給与所得控除額(55万円)+非課税限度額(45万円)=100万円
これより、住民税が発生しない「課税所得金額がゼロとなる年収」は、100万円または124万円になります。
|勤労学生控除を適用しない場合:100万円|
給与所得控除額(55万円)+基礎控除額(43万円)=98万円
給与所得控除額(55万円)+非課税限度額(45万円)=100万円
|勤労学生控除を適用する場合:124万円|
給与所得控除額(55万円)+基礎控除額(43万円)+勤労学生控除(26万円)=124万円
勤労学生控除について
勤労学生控除とは、納税者が所得税法(地方税法)上の「勤労学生」に当てはまる場合に受けられる所得控除です。また、勤労学生とは、その年の12月31日時点で、以下の3つの条件に全て当てはまる人をいいます。
(1)給与所得などの勤労による所得があること
(2)合計所得金額が75万円以下で、かつ(1)の勤労に基づく所得以外の所得が10万円以下であること(例えば、給与所得だけの人の場合は、給与の収入金額が130万円以下であれば、給与所得控除55万円を差し引くと所得金額が75万円以下となる)
(3)特定の学校の学生や生徒であること
現在、勤労学生控除において、所得控除できる金額は、所得税が27万円、住民税が26万円となっています。
学生の方の税金について
アルバイト収入は、所得面で「給与所得」となり、所得税と住民税(所得割)の年収に対する課税関係は、成人の学生で「勤労学生控除」が使える場合、以下のようになります(自治体によっては、条例により住民税の優遇措置が適用されるところもあり)。
|バイト収入と課税関係:年収124万円以下
・住民税(所得割)はかからない。
・所得税はかからない。
|バイト収入と課税関係:年収124万円超130万円まで
・住民税(所得割)はかかる。
・所得税はかからない。
|バイト収入と課税関係:年収130円超
・住民税(所得割)はかかる。
・所得税はかかる。
なお、住民税の均等割の非課税限度額は、居住地域によって異なりますので、事前に役所のホームページ等でご確認ください。
親の税金への影響について
学生のアルバイト収入は、金額(年収)によっては、親の所得から「扶養控除」が受けられるかどうかにも影響します。

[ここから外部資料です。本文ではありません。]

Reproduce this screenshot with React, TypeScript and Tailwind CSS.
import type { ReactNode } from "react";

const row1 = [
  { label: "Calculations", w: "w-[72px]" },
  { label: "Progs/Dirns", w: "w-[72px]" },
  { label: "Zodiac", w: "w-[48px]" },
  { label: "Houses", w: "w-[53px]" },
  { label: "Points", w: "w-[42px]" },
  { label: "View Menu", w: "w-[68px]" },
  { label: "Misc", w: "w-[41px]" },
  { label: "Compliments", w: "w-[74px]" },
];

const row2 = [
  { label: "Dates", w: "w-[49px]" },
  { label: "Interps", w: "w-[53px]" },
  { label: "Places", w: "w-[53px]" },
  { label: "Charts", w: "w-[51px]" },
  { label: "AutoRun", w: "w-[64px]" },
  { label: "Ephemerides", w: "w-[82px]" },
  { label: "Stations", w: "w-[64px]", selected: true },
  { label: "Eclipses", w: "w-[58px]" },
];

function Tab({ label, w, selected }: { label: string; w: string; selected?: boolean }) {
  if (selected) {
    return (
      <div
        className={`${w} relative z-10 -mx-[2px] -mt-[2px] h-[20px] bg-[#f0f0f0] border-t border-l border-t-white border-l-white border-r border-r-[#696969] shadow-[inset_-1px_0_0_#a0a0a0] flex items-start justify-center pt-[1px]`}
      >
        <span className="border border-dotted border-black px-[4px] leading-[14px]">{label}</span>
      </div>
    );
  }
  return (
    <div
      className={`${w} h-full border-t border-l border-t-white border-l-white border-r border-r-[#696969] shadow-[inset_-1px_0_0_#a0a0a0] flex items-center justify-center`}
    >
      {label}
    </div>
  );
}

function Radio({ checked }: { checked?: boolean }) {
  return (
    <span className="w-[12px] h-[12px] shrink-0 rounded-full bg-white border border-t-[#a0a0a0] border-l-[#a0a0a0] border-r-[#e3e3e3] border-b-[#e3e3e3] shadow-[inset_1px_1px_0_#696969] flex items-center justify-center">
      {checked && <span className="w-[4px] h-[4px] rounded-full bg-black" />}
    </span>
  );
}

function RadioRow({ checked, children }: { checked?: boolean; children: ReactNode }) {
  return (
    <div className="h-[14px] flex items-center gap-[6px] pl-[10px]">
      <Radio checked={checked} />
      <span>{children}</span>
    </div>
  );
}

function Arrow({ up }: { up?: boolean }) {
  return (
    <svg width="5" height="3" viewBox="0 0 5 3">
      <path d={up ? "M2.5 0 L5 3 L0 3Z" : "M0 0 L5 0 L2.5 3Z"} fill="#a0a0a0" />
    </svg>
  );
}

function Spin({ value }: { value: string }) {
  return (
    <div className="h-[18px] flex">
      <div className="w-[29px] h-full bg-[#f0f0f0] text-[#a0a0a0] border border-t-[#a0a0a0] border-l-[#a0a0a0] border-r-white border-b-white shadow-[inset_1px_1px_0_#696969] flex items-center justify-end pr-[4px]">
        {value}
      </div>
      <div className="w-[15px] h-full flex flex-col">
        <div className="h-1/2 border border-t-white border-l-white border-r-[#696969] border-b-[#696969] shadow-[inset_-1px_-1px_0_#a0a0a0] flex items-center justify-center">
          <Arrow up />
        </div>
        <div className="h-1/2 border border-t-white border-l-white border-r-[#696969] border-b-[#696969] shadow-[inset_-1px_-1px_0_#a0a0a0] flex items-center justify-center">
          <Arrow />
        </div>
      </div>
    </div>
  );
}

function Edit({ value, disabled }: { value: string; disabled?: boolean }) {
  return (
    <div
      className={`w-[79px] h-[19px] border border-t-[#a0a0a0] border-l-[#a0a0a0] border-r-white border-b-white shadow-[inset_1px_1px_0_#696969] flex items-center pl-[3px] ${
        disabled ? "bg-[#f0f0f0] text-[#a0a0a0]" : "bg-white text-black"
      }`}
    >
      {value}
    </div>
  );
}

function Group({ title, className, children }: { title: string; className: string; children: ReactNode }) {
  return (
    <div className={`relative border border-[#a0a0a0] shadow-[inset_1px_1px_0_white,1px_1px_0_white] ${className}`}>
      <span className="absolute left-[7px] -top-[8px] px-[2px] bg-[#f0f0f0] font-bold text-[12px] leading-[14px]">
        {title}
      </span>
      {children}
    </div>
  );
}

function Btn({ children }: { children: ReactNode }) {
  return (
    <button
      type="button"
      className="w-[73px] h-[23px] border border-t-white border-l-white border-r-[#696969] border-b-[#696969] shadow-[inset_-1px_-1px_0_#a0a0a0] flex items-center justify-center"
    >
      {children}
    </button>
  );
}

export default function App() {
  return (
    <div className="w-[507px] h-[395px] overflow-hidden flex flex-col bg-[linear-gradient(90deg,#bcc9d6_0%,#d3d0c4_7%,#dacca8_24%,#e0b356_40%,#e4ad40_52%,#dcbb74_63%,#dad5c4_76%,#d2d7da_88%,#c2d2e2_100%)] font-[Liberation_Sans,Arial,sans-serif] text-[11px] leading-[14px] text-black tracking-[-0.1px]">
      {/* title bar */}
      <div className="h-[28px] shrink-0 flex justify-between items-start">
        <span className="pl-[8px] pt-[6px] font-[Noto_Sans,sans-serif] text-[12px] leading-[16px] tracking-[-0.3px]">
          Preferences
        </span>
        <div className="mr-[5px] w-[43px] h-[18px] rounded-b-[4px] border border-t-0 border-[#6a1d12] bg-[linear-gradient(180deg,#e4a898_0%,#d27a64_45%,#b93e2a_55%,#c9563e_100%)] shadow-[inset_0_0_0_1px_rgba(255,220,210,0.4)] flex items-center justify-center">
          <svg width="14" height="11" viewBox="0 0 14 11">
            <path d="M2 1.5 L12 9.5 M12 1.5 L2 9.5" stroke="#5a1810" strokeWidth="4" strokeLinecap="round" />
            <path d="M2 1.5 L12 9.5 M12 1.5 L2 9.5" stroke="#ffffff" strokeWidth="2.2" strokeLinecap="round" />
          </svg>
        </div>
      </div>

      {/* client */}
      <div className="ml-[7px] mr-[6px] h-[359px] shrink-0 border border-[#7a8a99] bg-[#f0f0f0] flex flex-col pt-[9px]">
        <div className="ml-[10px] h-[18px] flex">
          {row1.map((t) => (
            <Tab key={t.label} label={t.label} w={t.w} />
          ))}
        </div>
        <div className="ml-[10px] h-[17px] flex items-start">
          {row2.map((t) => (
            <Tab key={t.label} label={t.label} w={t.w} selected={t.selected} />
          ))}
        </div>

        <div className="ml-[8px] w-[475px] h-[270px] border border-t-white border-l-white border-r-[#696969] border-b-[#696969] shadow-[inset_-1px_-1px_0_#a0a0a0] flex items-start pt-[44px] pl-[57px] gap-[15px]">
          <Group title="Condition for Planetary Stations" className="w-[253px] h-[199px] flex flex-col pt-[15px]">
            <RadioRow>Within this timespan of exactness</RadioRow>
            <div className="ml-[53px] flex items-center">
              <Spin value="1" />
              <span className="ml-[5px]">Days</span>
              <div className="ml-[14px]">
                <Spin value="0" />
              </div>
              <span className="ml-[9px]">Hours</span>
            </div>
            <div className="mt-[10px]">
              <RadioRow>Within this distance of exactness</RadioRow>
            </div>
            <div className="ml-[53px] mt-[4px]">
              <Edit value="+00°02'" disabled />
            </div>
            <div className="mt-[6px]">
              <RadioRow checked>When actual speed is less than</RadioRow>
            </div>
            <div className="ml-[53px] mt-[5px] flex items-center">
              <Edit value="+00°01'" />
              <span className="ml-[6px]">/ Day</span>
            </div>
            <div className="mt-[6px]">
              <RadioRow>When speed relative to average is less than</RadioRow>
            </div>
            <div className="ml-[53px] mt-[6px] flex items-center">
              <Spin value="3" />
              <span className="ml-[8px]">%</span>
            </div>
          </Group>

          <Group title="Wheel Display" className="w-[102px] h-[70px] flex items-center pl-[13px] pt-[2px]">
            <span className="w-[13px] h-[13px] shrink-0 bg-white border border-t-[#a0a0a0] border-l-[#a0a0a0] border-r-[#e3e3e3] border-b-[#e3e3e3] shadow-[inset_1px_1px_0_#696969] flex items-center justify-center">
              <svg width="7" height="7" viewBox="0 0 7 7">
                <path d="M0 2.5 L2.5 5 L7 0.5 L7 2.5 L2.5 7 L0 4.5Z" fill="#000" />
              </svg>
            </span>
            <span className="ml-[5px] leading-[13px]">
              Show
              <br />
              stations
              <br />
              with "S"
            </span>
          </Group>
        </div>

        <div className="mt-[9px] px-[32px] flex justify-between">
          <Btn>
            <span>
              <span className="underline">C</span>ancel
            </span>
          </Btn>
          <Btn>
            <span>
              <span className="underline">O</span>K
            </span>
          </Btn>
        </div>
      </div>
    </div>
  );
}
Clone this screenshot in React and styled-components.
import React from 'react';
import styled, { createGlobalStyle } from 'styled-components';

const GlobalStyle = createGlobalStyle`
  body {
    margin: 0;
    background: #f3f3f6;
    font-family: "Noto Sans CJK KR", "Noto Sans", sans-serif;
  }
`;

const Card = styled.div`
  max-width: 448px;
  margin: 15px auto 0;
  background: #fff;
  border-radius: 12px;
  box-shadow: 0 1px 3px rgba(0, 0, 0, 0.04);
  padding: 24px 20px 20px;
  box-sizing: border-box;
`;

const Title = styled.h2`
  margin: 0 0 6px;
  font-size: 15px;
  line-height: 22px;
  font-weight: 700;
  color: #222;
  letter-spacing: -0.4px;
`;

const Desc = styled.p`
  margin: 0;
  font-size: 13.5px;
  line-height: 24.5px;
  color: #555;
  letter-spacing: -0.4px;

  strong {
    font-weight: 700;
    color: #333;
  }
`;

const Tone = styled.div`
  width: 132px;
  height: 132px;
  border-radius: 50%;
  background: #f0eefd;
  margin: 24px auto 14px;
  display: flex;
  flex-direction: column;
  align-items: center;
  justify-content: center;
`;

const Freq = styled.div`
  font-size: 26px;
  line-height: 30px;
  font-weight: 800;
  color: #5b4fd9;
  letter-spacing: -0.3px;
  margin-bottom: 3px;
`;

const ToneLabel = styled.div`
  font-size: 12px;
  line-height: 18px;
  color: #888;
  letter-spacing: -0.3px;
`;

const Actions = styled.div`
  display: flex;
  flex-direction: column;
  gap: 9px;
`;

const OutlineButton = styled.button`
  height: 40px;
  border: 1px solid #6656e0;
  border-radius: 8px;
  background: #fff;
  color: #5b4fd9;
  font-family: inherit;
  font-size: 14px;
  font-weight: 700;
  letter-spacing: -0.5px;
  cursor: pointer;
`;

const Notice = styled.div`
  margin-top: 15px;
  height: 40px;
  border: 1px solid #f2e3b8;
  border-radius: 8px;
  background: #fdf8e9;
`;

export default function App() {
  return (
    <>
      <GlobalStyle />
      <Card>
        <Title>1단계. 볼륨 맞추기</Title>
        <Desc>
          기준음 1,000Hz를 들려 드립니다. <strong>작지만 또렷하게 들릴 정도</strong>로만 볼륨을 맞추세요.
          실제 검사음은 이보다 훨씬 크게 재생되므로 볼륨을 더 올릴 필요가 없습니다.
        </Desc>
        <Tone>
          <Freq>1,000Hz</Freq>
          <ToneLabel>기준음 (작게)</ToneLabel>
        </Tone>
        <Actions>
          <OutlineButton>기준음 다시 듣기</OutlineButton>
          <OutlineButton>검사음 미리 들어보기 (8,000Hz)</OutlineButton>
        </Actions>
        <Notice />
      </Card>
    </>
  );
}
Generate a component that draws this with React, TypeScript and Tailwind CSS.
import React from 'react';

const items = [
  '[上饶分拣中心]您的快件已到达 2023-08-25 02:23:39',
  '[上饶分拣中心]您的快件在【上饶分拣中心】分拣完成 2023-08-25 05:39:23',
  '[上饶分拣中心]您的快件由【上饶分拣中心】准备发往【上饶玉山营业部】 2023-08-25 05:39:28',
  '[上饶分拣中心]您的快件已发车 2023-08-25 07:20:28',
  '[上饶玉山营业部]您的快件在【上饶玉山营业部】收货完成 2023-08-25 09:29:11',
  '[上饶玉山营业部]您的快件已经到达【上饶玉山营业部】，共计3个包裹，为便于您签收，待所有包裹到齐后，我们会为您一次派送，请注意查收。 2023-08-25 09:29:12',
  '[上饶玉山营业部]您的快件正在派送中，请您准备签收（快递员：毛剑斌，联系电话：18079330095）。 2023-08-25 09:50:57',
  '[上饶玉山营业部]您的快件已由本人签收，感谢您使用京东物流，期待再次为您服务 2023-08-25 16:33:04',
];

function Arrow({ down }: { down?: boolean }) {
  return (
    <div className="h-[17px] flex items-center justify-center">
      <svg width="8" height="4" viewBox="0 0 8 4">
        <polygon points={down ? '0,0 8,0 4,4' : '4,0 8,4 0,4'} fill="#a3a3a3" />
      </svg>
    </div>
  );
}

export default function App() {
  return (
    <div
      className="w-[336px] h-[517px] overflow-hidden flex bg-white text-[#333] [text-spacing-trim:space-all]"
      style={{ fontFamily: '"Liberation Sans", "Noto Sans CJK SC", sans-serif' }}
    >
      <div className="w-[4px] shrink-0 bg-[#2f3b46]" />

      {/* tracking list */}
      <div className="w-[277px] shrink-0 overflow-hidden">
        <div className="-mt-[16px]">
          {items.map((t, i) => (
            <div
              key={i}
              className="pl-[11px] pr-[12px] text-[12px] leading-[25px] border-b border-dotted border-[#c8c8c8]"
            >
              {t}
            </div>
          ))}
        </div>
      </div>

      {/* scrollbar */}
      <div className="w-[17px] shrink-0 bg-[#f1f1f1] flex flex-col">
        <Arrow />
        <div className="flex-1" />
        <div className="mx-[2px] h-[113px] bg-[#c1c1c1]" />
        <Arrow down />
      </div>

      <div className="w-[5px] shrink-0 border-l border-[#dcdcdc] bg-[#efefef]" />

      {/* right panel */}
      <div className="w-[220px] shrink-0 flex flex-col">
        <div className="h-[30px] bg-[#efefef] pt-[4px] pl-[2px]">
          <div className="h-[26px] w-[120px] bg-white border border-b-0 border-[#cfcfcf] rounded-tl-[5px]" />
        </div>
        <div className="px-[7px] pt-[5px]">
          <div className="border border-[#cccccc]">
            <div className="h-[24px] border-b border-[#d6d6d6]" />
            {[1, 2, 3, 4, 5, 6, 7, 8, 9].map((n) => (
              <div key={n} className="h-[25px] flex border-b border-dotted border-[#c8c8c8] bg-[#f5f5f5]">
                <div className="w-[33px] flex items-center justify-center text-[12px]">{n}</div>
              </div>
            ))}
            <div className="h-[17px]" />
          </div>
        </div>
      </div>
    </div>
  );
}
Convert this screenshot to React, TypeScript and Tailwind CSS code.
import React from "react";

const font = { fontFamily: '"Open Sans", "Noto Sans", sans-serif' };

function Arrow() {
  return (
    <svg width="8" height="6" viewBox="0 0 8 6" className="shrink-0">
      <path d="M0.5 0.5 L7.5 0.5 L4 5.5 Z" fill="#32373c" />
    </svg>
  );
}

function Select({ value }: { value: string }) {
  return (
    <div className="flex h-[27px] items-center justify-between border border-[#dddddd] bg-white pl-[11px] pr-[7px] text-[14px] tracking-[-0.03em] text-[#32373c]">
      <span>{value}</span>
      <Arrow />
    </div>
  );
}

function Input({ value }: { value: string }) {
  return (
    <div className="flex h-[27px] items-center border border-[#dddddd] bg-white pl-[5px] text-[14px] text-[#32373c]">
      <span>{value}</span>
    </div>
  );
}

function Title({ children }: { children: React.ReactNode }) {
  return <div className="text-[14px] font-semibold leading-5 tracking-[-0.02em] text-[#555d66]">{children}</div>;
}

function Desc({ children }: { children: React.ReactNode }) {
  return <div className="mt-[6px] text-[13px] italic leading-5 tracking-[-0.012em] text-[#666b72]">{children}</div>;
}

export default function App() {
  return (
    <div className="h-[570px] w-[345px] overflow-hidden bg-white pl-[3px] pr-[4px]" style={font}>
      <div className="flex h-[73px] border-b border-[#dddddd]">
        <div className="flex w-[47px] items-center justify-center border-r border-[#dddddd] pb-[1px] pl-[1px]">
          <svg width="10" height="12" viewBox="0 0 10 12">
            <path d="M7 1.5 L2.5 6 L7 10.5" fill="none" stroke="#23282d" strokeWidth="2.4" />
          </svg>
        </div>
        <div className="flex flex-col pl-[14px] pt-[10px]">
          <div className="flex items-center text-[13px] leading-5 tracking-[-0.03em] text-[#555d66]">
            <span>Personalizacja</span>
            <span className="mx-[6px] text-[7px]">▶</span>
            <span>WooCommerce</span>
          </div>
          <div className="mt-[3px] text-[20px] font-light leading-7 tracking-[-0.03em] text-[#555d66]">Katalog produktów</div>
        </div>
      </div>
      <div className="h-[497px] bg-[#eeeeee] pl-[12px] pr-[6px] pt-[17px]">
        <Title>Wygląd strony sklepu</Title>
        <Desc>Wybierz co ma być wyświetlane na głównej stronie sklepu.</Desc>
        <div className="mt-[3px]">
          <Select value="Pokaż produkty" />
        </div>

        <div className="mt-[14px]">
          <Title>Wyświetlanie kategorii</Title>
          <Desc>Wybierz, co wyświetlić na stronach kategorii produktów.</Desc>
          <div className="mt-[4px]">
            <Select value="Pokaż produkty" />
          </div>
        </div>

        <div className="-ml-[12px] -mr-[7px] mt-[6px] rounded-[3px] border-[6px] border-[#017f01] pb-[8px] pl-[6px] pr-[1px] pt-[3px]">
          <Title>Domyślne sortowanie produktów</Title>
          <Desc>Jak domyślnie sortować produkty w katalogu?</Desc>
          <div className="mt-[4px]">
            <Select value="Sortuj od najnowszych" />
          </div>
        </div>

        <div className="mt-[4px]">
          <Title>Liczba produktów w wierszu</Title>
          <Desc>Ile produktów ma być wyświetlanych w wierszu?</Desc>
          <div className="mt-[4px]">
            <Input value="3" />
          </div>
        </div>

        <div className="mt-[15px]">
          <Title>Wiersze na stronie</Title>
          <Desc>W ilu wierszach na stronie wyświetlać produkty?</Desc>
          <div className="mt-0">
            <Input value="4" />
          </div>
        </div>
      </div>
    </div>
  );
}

これに関しては、税制の規定により、アルバイト収入(年収)が103万円以下の場合、所得税・住民税ともに扶養控除額を差し引くことができるので問題ありません。
一方で、アルバイトをしすぎて年収が103
万円(合計所得金額が48万円)を超えると、親の扶養親族から外れ、親の税金が高くなることもあるのでご注意ください。
|特定扶養親族:19歳以上23歳未満の方
特定扶養親族とは、大学や専門学校等に通う扶養親族で、学費や生活費の仕送りなど親の出費がかさむことを考慮して、一般の扶養親族より優遇されている者をいいます。
|扶養親族の扶養控除額
現在、扶養親族の扶養控除額は、学生の年齢が19歳以上23歳未満では、所得税の特定扶養親族として63万円(住民税では45万円)、その他の年齢の場合では、38万円(住民税では33万円)となっています。